Hence, the required answer is 40 mins.

Example 3: The rate of growth of bacteria in a culture is proportional to the number of bacteria present and the bacteria count is 1000 at the initial time $t=0$. The number of bacteria is increased by $20 \%$ in 2 hours.
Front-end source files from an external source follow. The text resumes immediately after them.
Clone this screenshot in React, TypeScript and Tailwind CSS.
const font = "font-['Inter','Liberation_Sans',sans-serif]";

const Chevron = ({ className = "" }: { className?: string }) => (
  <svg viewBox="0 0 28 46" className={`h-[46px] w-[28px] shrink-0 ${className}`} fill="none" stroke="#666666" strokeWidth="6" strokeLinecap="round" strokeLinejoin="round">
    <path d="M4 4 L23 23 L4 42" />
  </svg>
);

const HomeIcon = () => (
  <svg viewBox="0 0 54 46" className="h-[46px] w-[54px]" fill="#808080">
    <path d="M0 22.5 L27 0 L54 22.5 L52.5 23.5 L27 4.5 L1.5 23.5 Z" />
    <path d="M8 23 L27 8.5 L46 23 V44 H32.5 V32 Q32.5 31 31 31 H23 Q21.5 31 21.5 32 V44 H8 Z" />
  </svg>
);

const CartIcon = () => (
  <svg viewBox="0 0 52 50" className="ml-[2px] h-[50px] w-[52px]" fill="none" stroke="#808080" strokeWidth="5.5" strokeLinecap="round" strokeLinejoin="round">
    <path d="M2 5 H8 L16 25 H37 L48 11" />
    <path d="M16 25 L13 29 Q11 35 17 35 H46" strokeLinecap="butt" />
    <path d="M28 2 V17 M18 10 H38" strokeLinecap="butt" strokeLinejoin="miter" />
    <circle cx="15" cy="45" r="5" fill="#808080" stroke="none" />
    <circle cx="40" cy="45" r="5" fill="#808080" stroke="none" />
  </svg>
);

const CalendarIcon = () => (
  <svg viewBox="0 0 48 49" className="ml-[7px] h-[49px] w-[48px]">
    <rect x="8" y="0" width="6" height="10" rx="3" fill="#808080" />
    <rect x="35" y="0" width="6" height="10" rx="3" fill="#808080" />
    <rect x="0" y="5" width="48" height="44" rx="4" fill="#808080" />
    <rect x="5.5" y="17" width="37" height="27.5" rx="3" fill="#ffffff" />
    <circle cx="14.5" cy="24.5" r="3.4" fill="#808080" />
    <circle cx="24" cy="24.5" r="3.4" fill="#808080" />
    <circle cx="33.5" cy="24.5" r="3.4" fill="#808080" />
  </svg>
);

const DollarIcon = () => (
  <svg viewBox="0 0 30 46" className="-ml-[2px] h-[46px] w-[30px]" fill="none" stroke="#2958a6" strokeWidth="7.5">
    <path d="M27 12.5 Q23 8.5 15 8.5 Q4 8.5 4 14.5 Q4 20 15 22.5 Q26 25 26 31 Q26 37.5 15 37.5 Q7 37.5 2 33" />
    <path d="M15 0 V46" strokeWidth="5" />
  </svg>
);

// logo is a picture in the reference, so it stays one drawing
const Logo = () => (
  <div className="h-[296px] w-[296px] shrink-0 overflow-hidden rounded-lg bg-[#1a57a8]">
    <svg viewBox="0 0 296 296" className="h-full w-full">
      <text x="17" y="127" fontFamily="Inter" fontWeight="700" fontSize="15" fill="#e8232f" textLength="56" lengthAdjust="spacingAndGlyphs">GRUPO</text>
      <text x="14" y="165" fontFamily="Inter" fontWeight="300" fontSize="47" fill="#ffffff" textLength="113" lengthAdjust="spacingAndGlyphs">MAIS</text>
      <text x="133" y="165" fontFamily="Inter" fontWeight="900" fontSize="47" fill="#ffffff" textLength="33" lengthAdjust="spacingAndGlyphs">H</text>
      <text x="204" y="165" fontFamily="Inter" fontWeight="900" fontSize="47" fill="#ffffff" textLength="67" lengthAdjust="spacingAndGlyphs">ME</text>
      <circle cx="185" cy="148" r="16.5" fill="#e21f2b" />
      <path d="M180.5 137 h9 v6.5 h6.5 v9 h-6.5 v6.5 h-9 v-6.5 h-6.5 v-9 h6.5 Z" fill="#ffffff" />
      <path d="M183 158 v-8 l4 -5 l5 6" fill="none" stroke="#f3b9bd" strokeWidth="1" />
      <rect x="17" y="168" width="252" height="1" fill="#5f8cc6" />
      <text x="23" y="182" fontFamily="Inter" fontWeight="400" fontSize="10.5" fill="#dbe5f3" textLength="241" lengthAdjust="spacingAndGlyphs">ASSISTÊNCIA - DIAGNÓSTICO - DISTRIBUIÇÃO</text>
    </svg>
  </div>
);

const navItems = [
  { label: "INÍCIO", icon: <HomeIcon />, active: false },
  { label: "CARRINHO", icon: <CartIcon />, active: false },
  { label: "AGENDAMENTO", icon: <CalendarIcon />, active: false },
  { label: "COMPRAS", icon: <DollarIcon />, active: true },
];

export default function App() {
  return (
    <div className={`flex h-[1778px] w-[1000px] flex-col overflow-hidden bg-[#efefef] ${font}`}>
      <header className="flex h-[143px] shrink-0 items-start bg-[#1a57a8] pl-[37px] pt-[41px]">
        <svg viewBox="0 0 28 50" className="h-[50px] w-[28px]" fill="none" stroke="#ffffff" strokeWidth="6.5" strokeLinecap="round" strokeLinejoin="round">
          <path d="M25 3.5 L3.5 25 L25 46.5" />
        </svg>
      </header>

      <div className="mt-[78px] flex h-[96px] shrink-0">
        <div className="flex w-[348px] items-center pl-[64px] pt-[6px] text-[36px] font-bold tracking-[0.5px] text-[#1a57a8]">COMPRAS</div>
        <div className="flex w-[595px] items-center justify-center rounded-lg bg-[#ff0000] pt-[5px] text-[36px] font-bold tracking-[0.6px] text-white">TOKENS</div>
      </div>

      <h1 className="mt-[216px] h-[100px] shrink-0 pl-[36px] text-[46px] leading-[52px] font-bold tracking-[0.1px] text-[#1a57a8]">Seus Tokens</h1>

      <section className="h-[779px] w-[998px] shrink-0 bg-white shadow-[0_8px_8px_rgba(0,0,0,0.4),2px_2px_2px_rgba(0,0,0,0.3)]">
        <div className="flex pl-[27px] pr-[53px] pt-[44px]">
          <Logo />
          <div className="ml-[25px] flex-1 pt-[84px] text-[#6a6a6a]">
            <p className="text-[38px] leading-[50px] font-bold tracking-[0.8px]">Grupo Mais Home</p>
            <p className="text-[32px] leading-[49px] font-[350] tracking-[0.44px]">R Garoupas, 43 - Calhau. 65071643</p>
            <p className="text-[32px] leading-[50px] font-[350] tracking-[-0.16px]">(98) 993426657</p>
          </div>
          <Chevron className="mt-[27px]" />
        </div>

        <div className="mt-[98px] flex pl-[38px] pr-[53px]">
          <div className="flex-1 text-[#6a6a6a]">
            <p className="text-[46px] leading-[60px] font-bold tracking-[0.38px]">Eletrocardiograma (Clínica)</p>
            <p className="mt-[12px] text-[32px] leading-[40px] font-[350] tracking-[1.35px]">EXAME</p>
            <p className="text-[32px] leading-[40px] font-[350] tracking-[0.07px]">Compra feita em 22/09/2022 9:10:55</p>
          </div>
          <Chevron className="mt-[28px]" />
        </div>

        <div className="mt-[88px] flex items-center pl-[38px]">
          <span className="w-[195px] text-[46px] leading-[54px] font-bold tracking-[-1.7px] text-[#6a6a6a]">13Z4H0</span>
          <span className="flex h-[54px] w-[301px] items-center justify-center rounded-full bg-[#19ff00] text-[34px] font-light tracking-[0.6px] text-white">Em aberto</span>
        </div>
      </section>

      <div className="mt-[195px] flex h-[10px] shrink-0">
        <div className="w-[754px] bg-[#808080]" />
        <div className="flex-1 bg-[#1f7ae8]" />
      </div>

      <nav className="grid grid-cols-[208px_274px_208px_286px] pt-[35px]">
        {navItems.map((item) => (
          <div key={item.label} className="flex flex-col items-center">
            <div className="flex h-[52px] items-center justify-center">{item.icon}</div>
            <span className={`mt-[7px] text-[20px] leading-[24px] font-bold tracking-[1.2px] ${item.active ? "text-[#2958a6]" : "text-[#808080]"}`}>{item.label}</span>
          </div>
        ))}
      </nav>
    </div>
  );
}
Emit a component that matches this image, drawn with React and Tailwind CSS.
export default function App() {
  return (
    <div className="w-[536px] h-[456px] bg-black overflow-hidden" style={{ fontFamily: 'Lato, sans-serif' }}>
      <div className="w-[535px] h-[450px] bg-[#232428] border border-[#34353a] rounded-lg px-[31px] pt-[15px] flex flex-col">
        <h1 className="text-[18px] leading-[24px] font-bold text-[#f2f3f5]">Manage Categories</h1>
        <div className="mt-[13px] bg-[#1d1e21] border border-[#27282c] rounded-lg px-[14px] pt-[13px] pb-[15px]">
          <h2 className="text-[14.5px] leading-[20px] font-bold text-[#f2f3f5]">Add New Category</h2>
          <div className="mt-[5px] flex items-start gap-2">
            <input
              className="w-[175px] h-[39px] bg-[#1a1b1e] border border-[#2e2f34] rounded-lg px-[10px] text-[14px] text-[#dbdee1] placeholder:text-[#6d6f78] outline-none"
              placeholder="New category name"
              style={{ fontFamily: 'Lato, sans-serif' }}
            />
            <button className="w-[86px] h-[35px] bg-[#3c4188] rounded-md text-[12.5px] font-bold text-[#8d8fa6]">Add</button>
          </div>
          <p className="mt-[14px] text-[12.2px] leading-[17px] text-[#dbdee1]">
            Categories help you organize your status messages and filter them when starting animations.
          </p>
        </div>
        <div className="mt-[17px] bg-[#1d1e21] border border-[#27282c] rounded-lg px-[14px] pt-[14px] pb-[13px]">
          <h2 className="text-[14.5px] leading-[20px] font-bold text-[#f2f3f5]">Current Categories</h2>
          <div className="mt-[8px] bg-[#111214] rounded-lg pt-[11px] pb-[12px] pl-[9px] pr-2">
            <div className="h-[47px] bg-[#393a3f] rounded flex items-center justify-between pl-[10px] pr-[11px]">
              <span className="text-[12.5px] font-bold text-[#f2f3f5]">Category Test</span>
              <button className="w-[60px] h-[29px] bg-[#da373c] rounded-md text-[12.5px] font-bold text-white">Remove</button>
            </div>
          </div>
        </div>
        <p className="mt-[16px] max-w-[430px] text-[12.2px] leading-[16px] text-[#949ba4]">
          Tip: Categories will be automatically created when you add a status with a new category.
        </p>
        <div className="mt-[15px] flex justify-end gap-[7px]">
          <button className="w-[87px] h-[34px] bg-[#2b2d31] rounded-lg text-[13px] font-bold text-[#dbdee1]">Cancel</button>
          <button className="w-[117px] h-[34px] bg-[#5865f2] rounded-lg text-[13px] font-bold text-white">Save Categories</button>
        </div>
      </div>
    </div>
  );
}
If the population of bacteria is 2000 after $\frac{k}{l o g}\left(\frac{6}{5}\right)$ hours, then $\left(\frac{k}{\log _e 2}\right)^2$ is equal to:
Solution:

Initial bacteria count = 1000

20% bacteria increased in 2 hours = 1200

$
\begin{aligned}
& \frac{\mathrm{dB}}{\mathrm{dt}}=\lambda \mathrm{B} \\
& \Rightarrow \int_{1000}^{1200} \frac{\mathrm{dB}}{\mathrm{B}}=\lambda \int_0^2 \mathrm{dt} \\
& \Rightarrow \lambda=\frac{1}{2} \ln \left(\frac{6}{5}\right) \\
& \int_{1000}^{2000} \frac{\mathrm{dB}}{\mathrm{B}}=\frac{1}{2} \ln \left(\frac{6}{5}\right) \int_0^{\mathrm{T}} \mathrm{dt} \\
& \Rightarrow \mathrm{T}=\frac{2 \ln 2}{\ln \left(\frac{6}{5}\right)} \\
& \Rightarrow \mathrm{k}=2 \ln 2 \\
& \left(\frac{\mathrm{k}}{\log _{\mathrm{e}} 2}\right)^2=\left(\frac{2 \ln 2}{\log _{\mathrm{e}} 2}\right)^2=4
\end{aligned}
$
$\ln 2 a$ and $\log _e 2$ is same thing

Hence, the answer is 4.

$\text { Example 4: At present, a firm is manufacturing } 2000 \text { items. It is estimated that the rate of change of production } \mathrm{P} \text { w.r.t. additional number of workers } x \text { is given by } \frac{d P}{d x}=100-12 \sqrt{x} \text {. If the firm employs } 25 \text { more workers, then the new level of production of items is: } $

Solution:

$\begin{aligned} & \frac{d P}{d x}=100-12 \sqrt{x} \\ & \Rightarrow \int d P=\int 100 d x-\int 12 \sqrt{x} d x \\ & \Rightarrow P=100 x-\frac{12 x^{3 / 2}}{3 / 2}+C \\ & \Rightarrow P=100 x-8 x^{3 / 2}+C \\ & \text { For } \mathrm{x}=0, \mathrm{P}=2000 \\ & 2000=C \ldots(1)\end{aligned}$
$\begin{aligned} & \text { and for } \mathrm{x}=25 \\ & P^{\prime}=100(25)-8(25)^{3 / 2}+2000=3500\end{aligned}$

Hence, the required answer is 3500.

Example 5: The population of a certain country is known to increase at a rate proportional to the number of people presently living in the country. If after two years, the population has doubled and after four years population is 20,000, then initially population was

Solution:

Let at time $t$, and $N$ be the number of population at that time, So
$
\begin{aligned}
\frac{\mathrm{d} N}{\mathrm{~d} x} & =k N \\
\Rightarrow \frac{\mathrm{d} N}{N} & =k d t
\end{aligned}
$

So, on integrating we get,
$
\ln N=k t+c
$

Let the initial population is $N_0$ at $t=0$
$
\Rightarrow c=\ln N_0 \Rightarrow \ln N-\ln N_0=k t \Rightarrow \frac{N}{N_0}=e^{k t} \Rightarrow N=N_0 e^{k t}
$

It is given, after two years, the population is doubled, So
$
\begin{aligned}
& 2 N_0=N_0 e^{k \cdot 2} \Rightarrow e^{2 k}=2 \Rightarrow 2 k=\ln 2 \Rightarrow k=\frac{1}{2} \ln 2 \\
& \therefore N=N_0 \cdot e^{\frac{1 \ln 2}{2}}
\end{aligned}
$

Given, after four years population is 20,000 , So
$
20000=N_0 \cdot e^{2 \ln 2} \Rightarrow 4 N_0=20000 \Rightarrow N_0=5000
$

Hence, the required answer is 5000.

Summary

We concluded that the differential equation is very important in real life. It helps to simplify complex algorithms and provides a detailed view of how the process occurs at every step. Differential equations play an important role in scientific research and in economics.